The book mostly concerns savory pies, puddings, sauces (for roast pig, roast duck, roast chicken or partridge, boiled chicken, shoulder of mutton, woodcock, and veal), meat dishes (including two recipes for shoulder of mutton in blood, a favorite dish of the time), fish dishes, and pickled meats, fish, and vegetables. Unusual for a cookbook of this period, there are only a few recipes for sweets: a cake, cracknels, and a handful of creams, including the then-popular "snow cream." The author calls for sack in many recipes, both savory and sweet, and she cuts her cracknels with a "sack glass," an uncommon reference.

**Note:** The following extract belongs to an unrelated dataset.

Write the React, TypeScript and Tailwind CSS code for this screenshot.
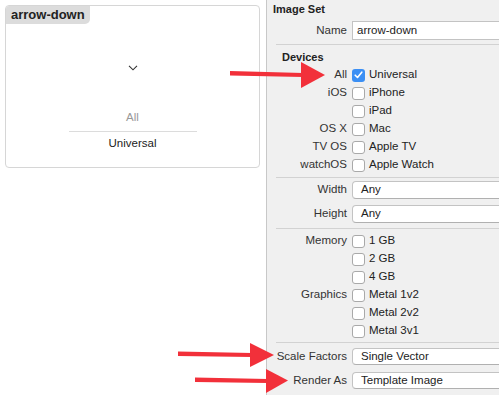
import React from 'react';

const font = { fontFamily: '"Liberation Sans", Arial, sans-serif' };

function Check({ on }: { on?: boolean }) {
  if (on) {
    return (
      <span className="flex h-[13px] w-[13px] items-center justify-center rounded-[3px] bg-[#3b8ff4]">
        <svg width="9" height="8" viewBox="0 0 9 8">
          <path d="M1.2 4.2 L3.5 6.5 L7.8 1.2" fill="none" stroke="#fff" strokeWidth="1.6" strokeLinecap="round" strokeLinejoin="round" />
        </svg>
      </span>
    );
  }
  return <span className="h-[13px] w-[13px] rounded-[3px] border border-[#a9a9a9] bg-white" />;
}

function Row({ label, text, on }: { label?: string; text: string; on?: boolean }) {
  return (
    <div className="flex h-[18px] items-center whitespace-nowrap">
      <span className="w-[80px] shrink-0 text-right text-[#333]">{label}</span>
      <span className="ml-[5px] flex items-center gap-[4px]">
        <Check on={on} />
        <span className="text-[#222]">{text}</span>
      </span>
    </div>
  );
}

function Popup({ label, value, h, className }: { label: string; value: string; h: string; className?: string }) {
  return (
    <div className={`flex items-center whitespace-nowrap ${h} ${className ?? ''}`}>
      <span className="w-[80px] shrink-0 text-right text-[#333]">{label}</span>
      <span className="ml-[5px] flex h-full w-[170px] shrink-0 items-center rounded-[4px] border border-[#c3c3c3] border-b-[#b0b0b0] bg-white pl-[8px] text-[#222]">
        {value}
      </span>
    </div>
  );
}

function Sep({ className }: { className?: string }) {
  return <div className={`ml-[9px] h-px bg-[#d2d2d2] ${className ?? ''}`} />;
}

export default function App() {
  return (
    <div className="relative flex h-[395px] w-[499px] overflow-hidden bg-white text-[11.5px]" style={font}>
      {/* asset preview */}
      <div className="w-[266px] shrink-0 p-[5px]">
        <div className="relative flex h-[163px] w-[255px] flex-col items-center rounded-[4px] border border-[#d6d6d6] bg-white">
          <div className="h-[18px] w-[84px] self-start whitespace-nowrap rounded-br-[5px] rounded-tl-[3px] bg-[#dcdcdc] pl-[5px] text-[13px] font-bold leading-[18px] text-[#222]">
            arrow-down
          </div>
          <svg className="mt-[41px]" width="10" height="6" viewBox="0 0 10 6">
            <path d="M1 0.8 L5 4.8 L9 0.8" fill="none" stroke="#333" strokeWidth="1.1" />
          </svg>
          <div className="mt-[38px] text-[#999]">All</div>
          <div className="mt-[5px] h-px w-[128px] bg-[#dcdcdc]" />
          <div className="mt-[3px] text-[#222]">Universal</div>
        </div>
      </div>

      {/* inspector */}
      <div className="flex-1 overflow-hidden border-l border-[#c8c8c8] bg-[#f0f0f0] pt-[1px]">
        <div className="h-[20px] pl-[6px] pt-[1px] text-[11px] font-bold leading-[14px] text-[#222]">Image Set</div>
        <div className="flex h-[19px] items-center whitespace-nowrap">
          <span className="w-[80px] shrink-0 text-right text-[#333]">Name</span>
          <span className="ml-[5px] flex h-full w-[170px] shrink-0 items-center border border-[#c3c3c3] bg-white pl-[4px] text-[#222]">
            arrow-down
          </span>
        </div>
        <Sep className="mt-[4px]" />
        <div className="mt-[4px] h-[16px] pl-[15px] text-[11px] font-bold leading-[16px] text-[#222]">Devices</div>
        <div className="mt-[1px]">
          <Row label="All" text="Universal" on />
          <Row label="iOS" text="iPhone" />
          <Row text="iPad" />
          <Row label="OS X" text="Mac" />
          <Row label="TV OS" text="Apple TV" />
          <Row label="watchOS" text="Apple Watch" />
        </div>
        <Sep className="mt-[3px]" />
        <Popup label="Width" value="Any" h="h-[18px]" className="mt-[3px]" />
        <Popup label="Height" value="Any" h="h-[18px]" className="mt-[6px]" />
        <Sep className="mt-[5px]" />
        <div className="mt-[3px]">
          <Row label="Memory" text="1 GB" />
          <Row text="2 GB" />
          <Row text="4 GB" />
          <Row label="Graphics" text="Metal 1v2" />
          <Row text="Metal 2v2" />
          <Row text="Metal 3v1" />
        </div>
        <Sep className="mt-[2px]" />
        <Popup label="Scale Factors" value="Single Vector" h="h-[17px]" className="mt-[5px]" />
        <Popup label="Render As" value="Template Image" h="h-[17px]" className="mt-[7px]" />
      </div>

      {/* annotation arrows */}
      <svg className="pointer-events-none absolute left-0 top-0" width="499" height="395" viewBox="0 0 499 395">
        <g fill="#f2303a">
          <polygon points="230,71 303,73 303,77 230,75.5" />
          <polygon points="301,62 325,75 301,88" />
          <polygon points="178,351.5 252,353 252,357 178,356" />
          <polygon points="250,343 274,355 250,367" />
          <polygon points="195,377.5 268,379 268,383 195,382" />
          <polygon points="266,369 288,380.5 266,393" />
        </g>
      </svg>
    </div>
  );
}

This manuscript is particularly interesting for the five bills of fare that are written at the end of the notebook: for the winter season (in two courses); for Christmas (three courses); for the spring (three courses); for the summertime (two courses), and for a fish dinner in Lent (two courses). In the two-course menus, the second course includes both savory dishes and sweet dishes (likely eaten separately, with a change of plates), while in the three-course course menus, the second course is entirely savory and the third entirely sweet. Thus the second, and final, course of the summertime bill of fare comprises "a dish of young rabbits, a dish of chicken, a dish of partridges, a dish of scotch collops, [?] pigeon pie, a dish of cheesecakes, a dish of tarts, a dish of sack cream, a trifle, [and] a dish of snow in the middle of ye table." The third course of a bill of fare "for ye spring" consists of "a tart of nerritos [?], a dish of snow, a dish of teeth [?], a lay [cut-laid] tart, a dish of jelly, a dish of sack cream, a dish of almond cream, a charger of sweetmeats, [and] a dish of fruit."